La calle ya no aguanta más

La calle ya no aguanta más

Esta semana hemos visto que las calles de Europa son un reflejo del descontento social reinante. En España, la pérdida de poder adquisitivo de los trabajadores con la una inflación por encima del 5% ha llevado a los trabajadores del metal en Cádiz a una huelga salvaje que se prolonga por más de una semana. En Bélgica, este domingo una manifestación de 35.000 personas contra las restricciones impuestas por el gobierno degeneró en disturbios. La policía tuvo que hacer uso incluso de cañones de agua y gases lacrimógenos para dispersar a los manifestantes.

Similares protestas se vivieron este sábado en Países Bajos donde, por ejemplo, en Rotterdam la violencia se desbocó provocando siete heridos, tres de ellos por bala, supuestamente de armas policiales. A partir de ahí, la violencia se extendió por varias ciudades de Países Bajos donde cientos de manifestantes se sumieron en una verdadera orgía de violencia.

Lo mismo ocurrió en Austria, Rumania y otros países europeos como Suiza, Croacia e Irlanda del Norte. Algunos medios de comunicación se han lanzado a acusar a grupos de ultraderecha, a negacionistas y a ‘bebelejías’ de estar detrás de los disturbios. Lo que no cuentan es que detrás de las manifestaciones también hay ciudadanos que han confiado en sus autoridades e hicieron lo que se les pidió, es decir, recibieron voluntariamente la vacuna, y a pesar de ello van a ser objeto de nuevos confinamientos.

Limitar el derecho a no vacunar que es lo que pretenden los gobiernos regionales o centrales de algunos países supone una restricción a los derechos individuales básicos como la libertad, honor, dignidad y el derecho a decidir. Por tanto, pretender etiquetar como ultraderechistas a aquellos que han decidido no vacunarse es una simplificación excesiva de la realidad.

El descontento y la furia no tiene fronteras. Según el Instituto para la Economía y la Paz con sede en Australia, la pandemia ha originado 5.000 enfrentamientos en casi 160 países. Y cada vez son manifestaciones más violentas. Por ejemplo, los disturbios y saqueos en Guadalupe, territorio francés del ultramar, han sido la tónica dominante en la última semana tras la imposición de la vacunación obligatoria entre el personal médico y la creación de un certificado COVID. El presidente francés Macron ha tenido que mandar agentes especiales para reprimir los enfrentamientos y los manifestantes se han hecho con armas de fuego para enfrentarse con la policía.

Y la reacción generalizada de los gobiernos afectados por los disturbios es seguir acusando a grupos extremistas de dicha situación.
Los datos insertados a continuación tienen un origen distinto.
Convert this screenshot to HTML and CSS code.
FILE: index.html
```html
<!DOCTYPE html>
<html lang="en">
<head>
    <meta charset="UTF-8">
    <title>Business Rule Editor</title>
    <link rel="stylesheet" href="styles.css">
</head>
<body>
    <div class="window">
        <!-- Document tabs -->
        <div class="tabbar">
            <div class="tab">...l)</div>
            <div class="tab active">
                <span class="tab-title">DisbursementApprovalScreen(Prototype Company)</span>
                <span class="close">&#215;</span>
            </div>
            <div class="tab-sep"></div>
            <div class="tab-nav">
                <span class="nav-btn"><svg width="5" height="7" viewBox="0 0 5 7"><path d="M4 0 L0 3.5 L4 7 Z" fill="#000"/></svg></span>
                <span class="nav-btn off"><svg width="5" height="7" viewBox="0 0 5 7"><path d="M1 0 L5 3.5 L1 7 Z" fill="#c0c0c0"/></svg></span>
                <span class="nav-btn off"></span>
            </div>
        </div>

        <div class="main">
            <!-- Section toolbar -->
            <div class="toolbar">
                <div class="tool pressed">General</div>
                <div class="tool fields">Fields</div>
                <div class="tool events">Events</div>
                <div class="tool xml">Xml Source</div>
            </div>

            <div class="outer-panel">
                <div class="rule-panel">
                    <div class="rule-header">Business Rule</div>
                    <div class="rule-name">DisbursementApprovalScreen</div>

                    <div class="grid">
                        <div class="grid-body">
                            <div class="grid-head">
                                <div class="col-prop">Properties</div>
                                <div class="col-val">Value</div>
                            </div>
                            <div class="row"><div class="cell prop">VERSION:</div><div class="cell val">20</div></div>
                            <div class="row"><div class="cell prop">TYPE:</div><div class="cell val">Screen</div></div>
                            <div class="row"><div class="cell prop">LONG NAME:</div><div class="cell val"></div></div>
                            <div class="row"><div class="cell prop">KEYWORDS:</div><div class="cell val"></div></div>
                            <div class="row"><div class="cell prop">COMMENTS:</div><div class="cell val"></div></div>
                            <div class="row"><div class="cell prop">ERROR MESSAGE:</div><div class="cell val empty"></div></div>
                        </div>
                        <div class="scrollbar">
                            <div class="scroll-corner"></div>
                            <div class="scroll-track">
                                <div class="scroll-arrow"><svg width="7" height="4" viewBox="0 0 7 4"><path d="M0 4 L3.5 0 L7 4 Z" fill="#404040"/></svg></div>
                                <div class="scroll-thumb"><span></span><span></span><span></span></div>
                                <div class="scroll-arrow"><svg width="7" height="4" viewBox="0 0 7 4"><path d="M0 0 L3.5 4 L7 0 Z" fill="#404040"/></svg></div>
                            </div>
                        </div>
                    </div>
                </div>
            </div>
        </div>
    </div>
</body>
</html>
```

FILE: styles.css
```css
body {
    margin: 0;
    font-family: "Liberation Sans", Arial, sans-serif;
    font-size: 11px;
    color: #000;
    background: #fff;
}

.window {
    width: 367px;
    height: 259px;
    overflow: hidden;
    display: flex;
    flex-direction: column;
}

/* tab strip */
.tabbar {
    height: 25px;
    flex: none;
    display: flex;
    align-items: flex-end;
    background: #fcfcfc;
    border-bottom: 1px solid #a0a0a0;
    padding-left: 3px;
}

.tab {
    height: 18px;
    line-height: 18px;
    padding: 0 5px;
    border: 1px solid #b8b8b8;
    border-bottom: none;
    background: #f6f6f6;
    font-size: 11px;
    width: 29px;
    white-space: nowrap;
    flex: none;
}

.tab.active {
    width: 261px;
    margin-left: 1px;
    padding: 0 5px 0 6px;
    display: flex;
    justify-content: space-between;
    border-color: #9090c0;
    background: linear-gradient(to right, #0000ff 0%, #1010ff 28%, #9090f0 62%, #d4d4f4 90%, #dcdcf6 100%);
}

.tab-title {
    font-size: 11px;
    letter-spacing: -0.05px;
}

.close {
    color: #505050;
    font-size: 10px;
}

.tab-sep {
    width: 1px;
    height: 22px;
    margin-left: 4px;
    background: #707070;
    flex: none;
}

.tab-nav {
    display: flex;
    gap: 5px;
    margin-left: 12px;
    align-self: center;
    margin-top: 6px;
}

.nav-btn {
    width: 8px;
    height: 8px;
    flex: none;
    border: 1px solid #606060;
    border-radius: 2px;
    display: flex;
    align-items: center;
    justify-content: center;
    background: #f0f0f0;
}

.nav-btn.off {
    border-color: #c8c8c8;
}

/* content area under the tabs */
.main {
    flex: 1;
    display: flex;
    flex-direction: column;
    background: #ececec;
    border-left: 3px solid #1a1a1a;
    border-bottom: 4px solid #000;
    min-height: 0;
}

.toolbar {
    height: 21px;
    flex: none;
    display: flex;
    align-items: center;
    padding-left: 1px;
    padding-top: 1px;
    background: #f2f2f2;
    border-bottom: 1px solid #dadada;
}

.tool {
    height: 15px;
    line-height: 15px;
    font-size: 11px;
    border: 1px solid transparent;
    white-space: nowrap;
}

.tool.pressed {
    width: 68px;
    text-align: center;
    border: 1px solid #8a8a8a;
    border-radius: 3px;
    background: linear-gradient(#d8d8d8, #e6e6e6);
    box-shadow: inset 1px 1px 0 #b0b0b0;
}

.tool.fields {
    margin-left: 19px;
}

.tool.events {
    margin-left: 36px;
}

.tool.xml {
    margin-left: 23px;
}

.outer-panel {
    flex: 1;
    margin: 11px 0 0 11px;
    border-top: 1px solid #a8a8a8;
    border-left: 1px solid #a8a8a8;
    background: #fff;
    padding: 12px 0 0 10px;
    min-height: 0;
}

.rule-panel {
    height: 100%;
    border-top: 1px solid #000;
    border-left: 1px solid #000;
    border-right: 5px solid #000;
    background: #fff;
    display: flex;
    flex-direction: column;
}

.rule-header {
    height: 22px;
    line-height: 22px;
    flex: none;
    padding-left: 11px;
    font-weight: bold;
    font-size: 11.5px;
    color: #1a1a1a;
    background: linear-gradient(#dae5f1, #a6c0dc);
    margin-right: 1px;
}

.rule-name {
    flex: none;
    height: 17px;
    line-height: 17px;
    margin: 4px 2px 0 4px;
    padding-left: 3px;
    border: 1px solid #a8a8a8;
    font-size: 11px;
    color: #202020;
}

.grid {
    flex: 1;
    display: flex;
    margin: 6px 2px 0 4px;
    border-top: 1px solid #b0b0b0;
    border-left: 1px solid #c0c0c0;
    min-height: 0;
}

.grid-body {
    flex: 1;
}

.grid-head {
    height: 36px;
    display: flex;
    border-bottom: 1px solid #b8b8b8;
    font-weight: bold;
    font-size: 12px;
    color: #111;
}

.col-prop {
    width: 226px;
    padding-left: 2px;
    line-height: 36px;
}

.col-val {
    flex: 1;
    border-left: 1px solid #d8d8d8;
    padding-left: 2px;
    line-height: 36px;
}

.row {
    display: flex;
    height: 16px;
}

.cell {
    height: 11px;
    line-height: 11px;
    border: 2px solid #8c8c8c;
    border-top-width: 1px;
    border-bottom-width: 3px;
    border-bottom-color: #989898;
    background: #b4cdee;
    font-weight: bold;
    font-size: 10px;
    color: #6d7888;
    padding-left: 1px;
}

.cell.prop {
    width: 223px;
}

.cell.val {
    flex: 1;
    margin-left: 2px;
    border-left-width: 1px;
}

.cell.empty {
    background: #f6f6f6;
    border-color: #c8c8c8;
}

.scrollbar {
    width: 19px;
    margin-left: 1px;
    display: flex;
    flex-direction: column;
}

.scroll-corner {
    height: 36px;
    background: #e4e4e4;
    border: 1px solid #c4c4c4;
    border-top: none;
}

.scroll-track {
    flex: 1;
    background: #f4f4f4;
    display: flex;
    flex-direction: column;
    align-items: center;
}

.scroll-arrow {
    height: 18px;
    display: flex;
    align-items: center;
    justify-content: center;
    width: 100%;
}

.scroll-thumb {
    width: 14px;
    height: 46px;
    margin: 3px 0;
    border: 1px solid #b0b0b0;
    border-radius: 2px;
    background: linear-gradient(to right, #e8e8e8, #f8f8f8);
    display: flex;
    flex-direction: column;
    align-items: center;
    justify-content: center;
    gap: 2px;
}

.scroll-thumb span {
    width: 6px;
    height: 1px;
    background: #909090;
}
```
Lo mismo que los dirigentes del Antiguo Régimen hicieron cuando no se quisieron enterar de las demandas de un pueblo extenuado ante la ausencia de derechos y libertades.

La obligación de los gobiernos es escuchar y responder además de anticiparse a las necesidades de sus ciudadanos. El FMI ya ha dicho que el malestar social es más evidente a partir de los 12-14 meses desde el inicio de la pandemia y consigue su apogeo a los dos años. El descontento social actual tiene más que ver con una crisis de legitimidad con el sistema, una crisis que la izquierda política ha querido retratar como siempre hace como un problema de desigualdad de entre los que más tienen y los que menos.

Si así fuera, África entera, gran parte de Hispanoamérica y buena parte de Asia deberían estar en llamas, pero no, está pasando en Europa. No olvidemos que Europa es de los continentes con mayor porcentaje de vacunados en el mundo y donde la pandemia ha afectado sin distinción a todas las capas sociales.

El actual problema de credibilidad y de legitimidad de los ciudadanos con sus gobiernos en Europa es sólo el comienzo de una crisis más larga que puede desestabilizar el territorio. Ya se dan los ingredientes perfectos para un polvorín que puede saltar por los aires con cualquier chispa.